Migrating from the Armenian hill country where the ark rested, Noah’s posterity reached the fertile plain of Shinar, halted there, and set themselves to the building of a magnificent and lofty tower. There being no stone at hand, they prepared brick, not sun-dried after the common Oriental method, but thoroughly burned for greater durability. As both consequence and proof of this durability, the supposed ruins of this great tower, known as “Birs Nimrood” [tower of Nimrod] are still extant within the area of ancient Babylon, silently witnessing alike to the labors of those fathers of the nations before their dispersion, and to the truthfulness of this sacred record.

This tower was not built for safety in case of another flood (as some have supposed) for, with such an object, a high mountain and not a plain would have been chosen for the site; it could at best have saved but few; and more than all, the record gives a very different view of the motive. This motive was _consolidation_――the aggregation of the masses into one vast nationality or kingdom――a thought due to the ambition of some controlling minds aspiring to power, distinction, fame. Foreseeing the tendency to dispersion they sought to forestall it, to find their own glory in having a multitude under their sway and in building monuments that could not perish. For wise reasons God blasted this scheme. Precisely what divine influence was interposed to confound the language of these men, I doubt if it is possible for us to know certainly. It is supposable that the many became restive under the domination of the few and the severe labor of this enterprise, so that diverse counsels and dissolving social bonds had some influence in blocking the progress of the work. Misunderstandings sprung up and found expression in diversities of tongue. What could be more natural when harmony gave place to discord? So this huge tower-building was arrested and men scattered abroad as they would.――――The new tongues which took their rise here had ample opportunity to diverge more and more widely in subsequent ages. The immense variety in language which the history of the world discloses has been a growth――the product of subtle causes, of segregation and non-intercourse in part, and in part also no doubt of diverse mental traits and various influences of culture.
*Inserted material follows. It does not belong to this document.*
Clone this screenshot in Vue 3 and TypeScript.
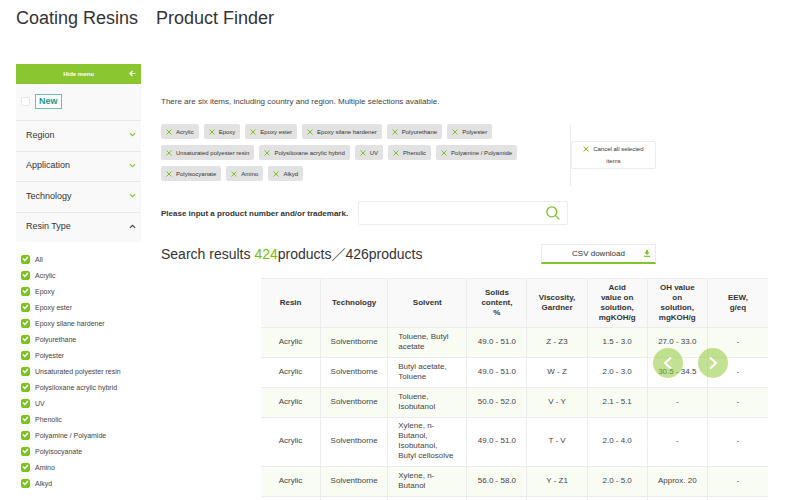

What the original language was, common to the race up to this point, has been much debated by learned men without arriving at uniform and satisfactory results. Whether it was, as some suppose, the veritable Hebrew tongue; or as others think, the Aramaic, _i. e._ the Chaldee; or whether it is utterly lost――these are the alternatives; but for the choice between them we can have no very positive data. Those descendants of Noah who best preserved the religious faith of the fathers would stand most aloof from the scenes of Babel, and be naturally least affected by its many-tongued controversies and its resulting confusion of speech. That they escaped these influences altogether is perhaps too much to assume.――――That the Aramaic (Chaldee) tongue, closely allied to the Hebrew, held its place for ages in the valley of the Euphrates, strongly favors its claim to be, if not the very tongue of Noah, at least of the same family.――――These points suggest probabilities but fall short of certainty.